The first dating website,, was launched in 1995. Dating apps such as Tinder, Hinge, Grindr and Bumble followed years later, creating relationship standards and expectations different from generations before. 

According to Psychology Today, "Hookup culture, characterized by casual, commitment-free sexual encounters, stands on the three-pillar foundation of dating apps, social media and changing attitudes toward intimacy." 

The article discussed the impact dating apps have had on people's views of intimacy. Although these apps may be accessible and convenient, they create "superficial connections." 

Anna Hinkle, a junior studying marketing, is a Bumble ambassador and discussed her views on dating apps.

"I've always said this when I was single, (but) I would never use a dating app," said Hinkle. "I don't know if it's just me, but I feel like it has this negative connotation around it, like, 'Oh they are just for hooking up.'"

Hinkle's perspective reflects the media's influence on hookup culture and its impact on views surrounding intimacy and relationships.

According to The American Psychological Association, "The media suggest that uncommitted sex, or hookups, can be both physically and emotionally enjoyable and occur without 'strings.'"

The article further discussed the portrayal of hookup culture in TV shows, movies, music and books. According to recent data, "Between 60% and 80% of North American college students have had some sort of hook-up experience."

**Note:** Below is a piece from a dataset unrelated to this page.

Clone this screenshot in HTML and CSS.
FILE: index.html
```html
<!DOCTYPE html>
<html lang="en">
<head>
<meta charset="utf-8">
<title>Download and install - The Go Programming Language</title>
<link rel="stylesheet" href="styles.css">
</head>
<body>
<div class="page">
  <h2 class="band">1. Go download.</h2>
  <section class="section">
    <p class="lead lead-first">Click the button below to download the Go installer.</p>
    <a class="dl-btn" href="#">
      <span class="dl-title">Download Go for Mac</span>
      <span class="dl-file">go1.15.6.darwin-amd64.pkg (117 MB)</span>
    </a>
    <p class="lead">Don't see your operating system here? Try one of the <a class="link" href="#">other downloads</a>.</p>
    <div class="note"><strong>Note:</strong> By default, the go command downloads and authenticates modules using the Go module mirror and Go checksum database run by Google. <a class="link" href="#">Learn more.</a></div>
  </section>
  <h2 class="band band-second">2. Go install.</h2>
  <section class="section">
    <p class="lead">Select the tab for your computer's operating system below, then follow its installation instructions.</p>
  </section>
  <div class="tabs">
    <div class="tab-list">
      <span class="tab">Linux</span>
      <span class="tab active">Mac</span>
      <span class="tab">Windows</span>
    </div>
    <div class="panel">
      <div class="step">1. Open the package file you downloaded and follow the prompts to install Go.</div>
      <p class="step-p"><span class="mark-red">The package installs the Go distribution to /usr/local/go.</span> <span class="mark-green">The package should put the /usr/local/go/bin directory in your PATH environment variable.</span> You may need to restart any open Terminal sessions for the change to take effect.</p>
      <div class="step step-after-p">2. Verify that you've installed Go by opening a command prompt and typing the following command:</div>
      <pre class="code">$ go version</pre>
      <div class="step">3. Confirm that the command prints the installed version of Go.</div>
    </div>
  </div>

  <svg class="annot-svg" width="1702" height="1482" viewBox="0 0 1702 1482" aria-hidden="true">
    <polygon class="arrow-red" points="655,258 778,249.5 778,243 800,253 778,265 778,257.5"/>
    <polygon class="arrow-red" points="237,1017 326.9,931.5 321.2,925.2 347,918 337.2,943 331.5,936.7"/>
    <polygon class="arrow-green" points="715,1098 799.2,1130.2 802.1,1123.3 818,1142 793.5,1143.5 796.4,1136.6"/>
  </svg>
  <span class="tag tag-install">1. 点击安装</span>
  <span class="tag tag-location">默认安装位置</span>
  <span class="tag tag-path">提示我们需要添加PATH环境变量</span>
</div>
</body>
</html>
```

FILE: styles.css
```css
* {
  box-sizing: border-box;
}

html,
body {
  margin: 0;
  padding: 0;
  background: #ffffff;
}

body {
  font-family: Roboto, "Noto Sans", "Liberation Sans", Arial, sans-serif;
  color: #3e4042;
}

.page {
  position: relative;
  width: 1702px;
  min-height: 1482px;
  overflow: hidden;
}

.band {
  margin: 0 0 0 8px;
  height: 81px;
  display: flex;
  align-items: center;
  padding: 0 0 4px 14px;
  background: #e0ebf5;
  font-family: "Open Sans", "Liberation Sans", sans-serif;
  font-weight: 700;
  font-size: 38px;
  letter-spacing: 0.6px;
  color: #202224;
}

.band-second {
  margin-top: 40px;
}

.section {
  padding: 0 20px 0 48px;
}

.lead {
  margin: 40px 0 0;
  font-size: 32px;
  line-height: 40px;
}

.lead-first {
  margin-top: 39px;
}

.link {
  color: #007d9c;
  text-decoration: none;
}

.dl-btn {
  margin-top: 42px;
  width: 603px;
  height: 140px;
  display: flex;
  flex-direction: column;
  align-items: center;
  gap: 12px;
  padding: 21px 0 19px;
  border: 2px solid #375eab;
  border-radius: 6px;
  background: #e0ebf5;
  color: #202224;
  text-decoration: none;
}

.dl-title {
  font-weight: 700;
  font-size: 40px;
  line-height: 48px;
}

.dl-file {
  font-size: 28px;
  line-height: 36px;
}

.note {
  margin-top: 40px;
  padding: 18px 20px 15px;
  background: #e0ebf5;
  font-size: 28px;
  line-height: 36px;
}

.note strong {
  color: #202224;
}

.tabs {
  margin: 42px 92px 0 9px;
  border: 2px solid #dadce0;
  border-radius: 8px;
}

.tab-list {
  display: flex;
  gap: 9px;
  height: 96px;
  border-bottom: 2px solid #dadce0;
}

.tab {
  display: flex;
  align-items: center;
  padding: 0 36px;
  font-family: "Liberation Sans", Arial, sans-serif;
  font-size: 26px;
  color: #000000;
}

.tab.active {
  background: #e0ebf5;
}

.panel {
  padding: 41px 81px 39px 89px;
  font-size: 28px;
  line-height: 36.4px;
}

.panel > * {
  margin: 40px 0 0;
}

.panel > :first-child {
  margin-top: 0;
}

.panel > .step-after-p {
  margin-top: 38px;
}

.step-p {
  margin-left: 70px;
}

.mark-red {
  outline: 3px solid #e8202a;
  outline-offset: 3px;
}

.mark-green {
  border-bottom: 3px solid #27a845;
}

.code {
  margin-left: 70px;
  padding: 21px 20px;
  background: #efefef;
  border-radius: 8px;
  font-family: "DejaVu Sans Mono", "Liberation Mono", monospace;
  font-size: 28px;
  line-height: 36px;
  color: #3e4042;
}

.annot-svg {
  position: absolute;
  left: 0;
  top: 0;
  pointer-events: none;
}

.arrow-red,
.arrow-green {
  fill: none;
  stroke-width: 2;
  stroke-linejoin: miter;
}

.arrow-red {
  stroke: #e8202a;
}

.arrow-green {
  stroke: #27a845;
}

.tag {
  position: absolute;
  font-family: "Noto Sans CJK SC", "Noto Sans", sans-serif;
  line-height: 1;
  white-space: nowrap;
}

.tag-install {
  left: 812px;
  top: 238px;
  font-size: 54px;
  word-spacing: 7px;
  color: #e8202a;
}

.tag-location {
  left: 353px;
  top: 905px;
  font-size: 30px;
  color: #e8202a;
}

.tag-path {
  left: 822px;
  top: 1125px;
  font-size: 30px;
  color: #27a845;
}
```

In more recent years, dating apps have been avoided by students due to the assumption that they are unsafe. In an article by Pew Research Center, a study showed Americans' views on the safety of dating apps, resulting in about 49% saying they are unsafe and no longer a good way to meet people.

X Madorma, a freshman studying pre-law political science, shared their opinions on specific dating apps and their safety. 

"Grindr (is) not a safe space," Madorma said. "They do not do enough to verify your age; I have tested the system many times." 

Madorma also said they feel safer on other apps, such as Hinge, due to the voice memo feature, which allows users to hear the voices of people they match with. 

Despite dating apps losing appeal, students still use them for fun while remaining aware of who they are talking to and staying safe. 

"I think they've lost their appeal to find actual dates," said Sarah Dorn, a freshman studying international studies and sociology criminology. "The fun factor has not changed at all. It's gotten more fun because a lot of people are more goofy as they don't expect as much sometimes."

Finn Dickey, a freshman studying English and creative writing, also discussed his views on the safety of dating apps, comparing them to other social media platforms. 

"All social media has the potential to be dangerous," said Dickey. "I don't think it's super unsafe, and you shouldn't do it." 

Dating apps can also provide ways for students to stay connected on campus. Erin Bishop, a junior studying media and social change, is a Bumble ambassador who talked about how dating apps can be useful for new students. 

"I think dating apps are a great way, even if you don't really want to date someone, to see people on your campus," said Bishop. "I feel like it's less of dating and looking for a boyfriend and more of looking to see who's out there and chat with people."